During his sophomore season, he was again named a unanimous first-team All-America selection and was named to the New England Football Writers All-New England team. He placed tenth in the balloting for the Walter Payton Award, which is given to the top player in the Division I Football Championship Subdivision. He led the Ivy League in rushing, with an average of 130.2 yards per game, making him the highest-ranking sophomore in Division I-AA and one of just three sophomores among the nation's top 25 rushers. He set Harvard's single-season records for rushing yards (1,302), rushing touchdowns (17), total touchdowns (18) and points (108). He rushed for at least 100 yards in seven of the ten games with the Harvard Crimson.

In his junior season, Dawson was again a unanimous first-team All-Ivy League selection and named to the New England Football Writers All-New England. He attained a total of 1,139 yards in the season. He rushed for at least 100 yards in seven of Harvard's ten games. He ended the season by scoring the historic game-winning touchdown in the third overtime period of Harvard's 30–24 win against Yale.
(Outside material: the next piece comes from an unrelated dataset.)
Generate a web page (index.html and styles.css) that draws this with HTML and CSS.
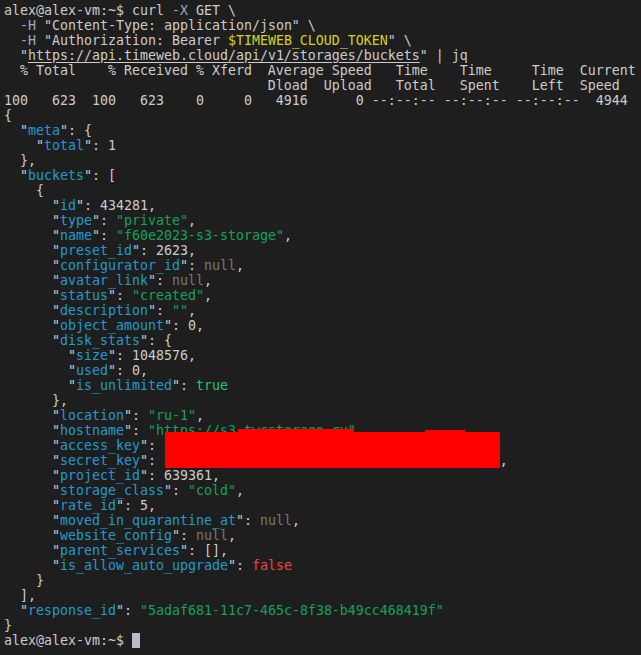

In his senior season, Dawson became the all-time Ivy League career rushing leader, with 4,841 yards. Dawson earned this title on November 11, 2006, while playing Penn with a 55-yard run down the left sideline on his second carry of that game. In attaining this title, Dawson broke the long-standing record set by Ed Marinaro of Cornell in 1971. In addition to this record, Dawson finished his Harvard career as the Ivy League record holder for rushing touchdowns (60), career touchdowns (66), career points (398), and career all-purpose yards (6,138). He broke every career rushing and scoring record that Harvard keeps and became the only offensive player in Ivy League history to be named a first-team All-Ivy selection four times. He was the ninth NCAA Division I player to rush for at least 1,000 yards in a season four times. He won the Boston Globe Gold Helmet Award, recognizing the top season-long performance by an FCS player in New England, and finished ninth in the voting for the Walter Payton Award. Dawson led the Division I FCS in scoring (13.20 points per game). He finished his career ranked 16th in NCAA FCS history in rushing and tied for fifth in career rushing touchdowns and fifth in career points.

Dawson also ran track and majored in Economics while at Harvard.

==Professional career==

===Toronto Argonauts===
Though he was not selected during the 2007 NFL draft, Dawson was drafted in the sixth round of the 2006 Canadian Football League Draft by the Toronto Argonauts.

===First stint with Colts===
He was signed as a free agent by the Indianapolis Colts after the conclusion of the draft. He was one of the team's final cuts.

===Cincinnati Bengals===
Dawson subsequently signed with the Cincinnati Bengals. He made his NFL debut on September 16, 2007. He played in two games with the Bengals and then, on September 25, he was released.

===Second stint with Colts===
Two days later, Dawson was re-signed by the Colts. Dawson played in eleven games with the Colts during the 2007–08 season and remained with the team during the 2008 off-season and training camp. The Colts waived him near the end of the 2008 training camp, but re-signed him the next day. However, he was released again before the final preseason game.

Dawson was re-signed by the Colts on October 14, 2008. It was during this stint that he scored his first and only NFL touchdown. He was released on March 22, 2009.

===Houston Texans===
Dawson signed with the Texans on May 19, 2009. He was placed on season-ending injured reserve on August 3. He was released with an injury settlement on August 7.